Enfin, au Cameroun, nous constatons que le Conseil constitutionnel viendra en retard lorsque le débat sur la constitutionnalité des principaux traités, accords internationaux  et lois sera clos. Par exemple, les députés de l’opposition ont manqué des voies de recours sur l’éligibilité de Paul Biya en 2011 suite au changement de la Constitution et à la levée du verrou sur la limitation du mandat présidentiel. Actuellement, sauf nouvelle modification de la Constitution, Paul Biya pourra rester au pouvoir jusqu’à sa mort. Aussi, les mesures de recours sont recherchées dans l’actualité pour contrer l’autorisation du Président de la République à ratifier les accords APE décriés par  toute la société civile et l’opposition. Il en était de même pour les accords de défense entre le Cameroun et la France. Comme en Côte d’Ivoire, le camerounais craint, sans mesure de recours, que l’ingérence internationale puisse s’organiser en violation de la souveraineté nationale.

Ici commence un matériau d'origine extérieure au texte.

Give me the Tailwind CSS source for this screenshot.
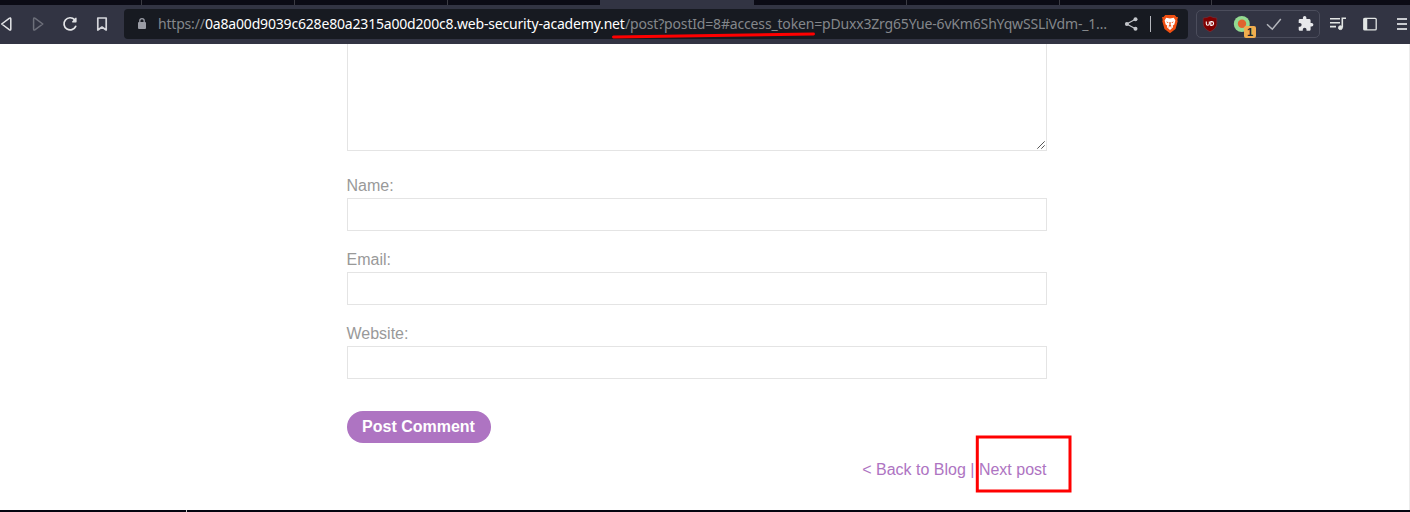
<!DOCTYPE html>
<html lang="en">
<head>
<meta charset="utf-8">
<title>Blog post</title>
<script src="https://cdn.jsdelivr.net/npm/@tailwindcss/browser@4"></script>
</head>
<body class="relative h-[512px] w-[1410px] overflow-hidden bg-white font-['Liberation_Sans',Arial,sans-serif]">
<div class="flex h-[512px] flex-col">
  <!-- tab strip -->
  <div class="flex h-[5px] shrink-0 bg-[#0b0b15]">
    <div class="w-[142px] border-r border-[#3b3b43]"></div>
    <div class="w-[153px] border-r border-[#3b3b43]"></div>
    <div class="w-[153px] border-r border-[#3b3b43]"></div>
    <div class="w-[152px]"></div>
    <div class="w-[154px] bg-[#323443]"></div>
    <div class="w-[153px] border-r border-[#3b3b43]"></div>
    <div class="w-[153px] border-r border-[#3b3b43]"></div>
    <div class="w-[152px] border-r border-[#3b3b43]"></div>
  </div>
  <!-- toolbar -->
  <header class="flex h-[39px] shrink-0 items-start bg-[#323443] pt-1">
    <nav class="flex w-[124px]">
      <svg class="h-[30px] w-[22px]" viewBox="0 9 22 30" fill="none" stroke="#e4e5e8" stroke-width="1.5" stroke-linejoin="round"><path d="M1.7 24 9.2 18.3Q10.8 17.2 10.8 19V29Q10.8 30.8 9.2 29.7Z"/></svg>
      <svg class="h-[30px] w-8" viewBox="22 9 32 30" fill="none" stroke="#6d6f7a" stroke-width="1.5" stroke-linejoin="round"><path d="M42.8 24 35.2 18.3Q33.6 17.2 33.6 19V29Q33.6 30.8 35.2 29.7Z"/></svg>
      <svg class="h-[30px] w-8" viewBox="54 9 32 30" fill="none" stroke="#e4e5e8" stroke-width="1.7" stroke-linecap="round"><path d="M74.6 19.7A6.1 6.1 0 1 0 75.7 26.3"/><path d="M76 18.2V21.8H72.6Z" fill="#e4e5e8" stroke-width="1.2" stroke-linejoin="round"/></svg>
      <svg class="h-[30px] w-8" viewBox="86 9 32 30" fill="none" stroke="#d5d6db" stroke-width="1.7" stroke-linejoin="round"><path d="M97.800 18H106.200V30L102 27 97.800 30Z"/></svg>
    </nav>
    <!-- address bar -->
    <div class="flex h-[30px] w-[1064px] rounded-[4px] bg-[#171a21]">
      <svg class="h-[30px] w-[34px]" viewBox="124 9 34 30"><rect x="138" y="22" width="8" height="7" rx="1" fill="#9a9ca5"/><path d="M139.8 22.5V20.8a2.2 2.2 0 0 1 4.4 0V22.5" fill="none" stroke="#9a9ca5" stroke-width="1.3"/></svg>
      <div class="flex w-[958px] font-['Noto_Sans',sans-serif] text-[14px] leading-[29px] whitespace-nowrap text-[#84878b]">
        <span class="w-[47px] tracking-[-0.2px]">https://</span>
        <span class="w-[420px] tracking-[-0.18px] text-white">0a8a00d9039c628e80a2315a00d200c8.web-security-academy.net</span>
        <span class="w-[491px] tracking-[-0.17px]">/post?postId=8#access_token=pDuxx3Zrg65Yue-6vKm6ShYqwSSLiVdm-_1…</span>
      </div>
      <svg class="h-[30px] w-[72px]" viewBox="1116 9 72 30">
        <path d="M1135.5 19.3 1126.7 24 1135.5 28.7" fill="none" stroke="#c3c5ca" stroke-width="1.2"/>
        <g fill="#c3c5ca"><circle cx="1135.5" cy="19.2" r="2"/><circle cx="1126.9" cy="24" r="2"/><circle cx="1135.5" cy="28.8" r="2"/></g>
        <path d="M1150.5 16V32" stroke="#b5b7bd"/>
        <path d="M1165.3 15H1174.7L1176.5 17 1178 17.1 1177.3 20 1177.7 21.2 1175.5 29 1170 33.2 1164.5 29 1162.3 21.2 1162.7 20 1162 17.1 1163.5 17Z" fill="#f04f12"/>
        <path d="M1166.2 17.8 1170 18.4 1173.8 17.8 1175.4 20.6 1174.3 24.5 1172.8 25.5 1173 27.2 1170 30.1 1167 27.2 1167.2 25.5 1165.7 24.5 1164.6 20.6Z" fill="#fff"/>
        <path d="M1166 21.5 1168.6 22.3 1167.8 23.1ZM1174 21.5 1171.4 22.3 1172.2 23.1ZM1169.2 22.3H1170.8L1170.5 24.7 1171.5 25.4 1170 26.3 1168.5 25.4 1169.5 24.7Z" fill="#f04f12"/>
        <path d="M1168.2 27.2 1170 26.5 1171.8 27.2" stroke="#f04f12" stroke-width=".6" fill="none"/>
      </svg>
    </div>
    <!-- extensions -->
    <div class="ml-2 mt-px flex h-[28px] w-[124px] rounded-[5px] border border-[#4b4d5c]">
      <svg class="h-[26px] w-[29px]" viewBox="1197 11 29 26"><path d="M1210 16.2Q1212.5 17.8 1216.8 18V23.5Q1216.8 28.5 1210 31.8 1203.2 28.5 1203.2 23.5V18Q1207.5 17.8 1210 16.2Z" fill="#800000" stroke="#77323c" stroke-width=".6"/><path d="M1206.3 21.4V23.8a1.5 1.5 0 0 0 3 0V21.4M1210.8 21.600V25.400H1211.700a1.900 1.900 0 0 0 0-3.800Z" fill="none" stroke="#fff" stroke-width="1.1"/></svg>
      <div class="relative h-[26px] w-[32px]">
        <svg class="size-full" viewBox="1226 11 32 26"><circle cx="1241.8" cy="24" r="8" fill="#93da91"/><circle cx="1242" cy="23.8" r="4.2" fill="#e0632e"/></svg>
        <span class="absolute left-[18px] top-[15px] h-[12px] w-[12px] rounded-[2px] bg-[#f0ad4e] text-center text-[11px] font-bold leading-[12px] text-[#20242b]">1</span>
      </div>
      <svg class="h-[26px] w-[32px]" viewBox="1258 11 32 26" fill="none" stroke="#b4b6bc" stroke-width="1.5"><path d="M1267 24.2 1272.3 29.2 1280.8 19"/></svg>
      <svg class="h-[26px] w-[29px]" viewBox="1290 11 29 26"><path transform="translate(1297.3 15.4) scale(.7)" d="M20.500 11H19V7c0-1.100-.9-2-2-2h-4V3.500a2.500 2.500 0 0 0-5 0V5H4c-1.100 0-2 .9-2 2v3.800h1.500a2.700 2.700 0 0 1 0 5.400H2V20c0 1.100.9 2 2 2h3.800v-1.500a2.700 2.700 0 0 1 5.400 0V22H17c1.100 0 2-.9 2-2v-4h1.500a2.500 2.500 0 0 0 0-5Z" fill="#e8e9ec"/></svg>
    </div>
    <svg class="h-[30px] w-[90px]" viewBox="1320 9 90 30" fill="none" stroke="#e2e5e4" stroke-width="1.6">
      <path d="M1330 18.700H1340M1330 22.700H1340M1330 26.600H1336M1342.300 27.500V18.300H1346"/><circle cx="1340.400" cy="27.700" r="1.900" fill="#e2e5e4" stroke-width="1"/>
      <rect x="1363.800" y="18.300" width="12.400" height="11.600" rx="1" stroke-width="1.300"/><path d="M1365.500 18V30" stroke-width="3.500"/>
      <path d="M1397 19H1407M1397 24H1407M1397 29H1407" stroke="#c9cbd0" stroke-width="2"/>
    </svg>
  </header>
  <!-- page -->
  <main class="flex h-[466px] shrink-0 flex-col border-r border-[#ececec] bg-white pl-[346.5px] text-[16px] text-[#999]">
    <div class="flex h-[107px] w-[700px] shrink-0 items-end justify-end border border-t-0 border-[#e4e4e4]">
      <svg class="mb-px mr-px size-[8px]" viewBox="0 0 8 8" stroke="#555" stroke-width="1" fill="none"><path d="M.3 7.700 7.700.3M4.300 7.700 7.700 4.300"/></svg>
    </div>
    <label class="mt-[25px] h-[22px] leading-[20px]">Name:</label>
    <div class="h-[33px] w-[700px] border border-[#e4e4e4]"></div>
    <label class="mt-[19px] h-[22px] leading-[20px]">Email:</label>
    <div class="h-[33px] w-[700px] border border-[#e4e4e4]"></div>
    <label class="mt-[19px] h-[22px] leading-[20px]">Website:</label>
    <div class="h-[33px] w-[700px] border border-[#e4e4e4]"></div>
    <button class="mt-8 h-8 w-[144px] rounded-full bg-[#ae74c2] text-center font-bold leading-[32px] text-white">Post Comment</button>
    <div class="mt-[17px] flex w-[700px] justify-end leading-[20px] text-[#ae74c2]"><a>&lt; Back to Blog</a><span class="whitespace-pre"> | </span><a>Next post</a></div>
  </main>
  <footer class="h-[2px] shrink-0 bg-[#04040f] pl-[186px]"><div class="h-[2px] w-px bg-[#ccc]"></div></footer>
</div>
<!-- red annotations -->
<svg class="pointer-events-none absolute left-0 top-0 h-[512px] w-[1410px]" viewBox="0 0 1410 512" fill="none" stroke="#f00" stroke-width="3"><path d="M613.500 37 813.500 34" stroke-linecap="round"/><rect x="977.300" y="437" width="92.700" height="54"/></svg>
</body>
</html>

En conclusion, nous constatons que la mise en place du Conseil constitutionnel dans le cadre d'une démocratie dysfonctionnelle, comme celle du Cameroun, ne pourra que produire des effets pervers et exacerber les défaillances de cette « démocratie ». Le Conseil constitutionnel est un organe dont les compétences sont particulières, se situant à la frontière du juridique et du politique. Le risque de l’instrumentalisation politique du conseil est réel. D’où la nécessité d’une réforme institutionnelle structurelle mettant en place des garde-fous et des mécanismes de contrepouvoir et de prévention des abus pour garantir le bon fonctionnement de ce genre d’institutions.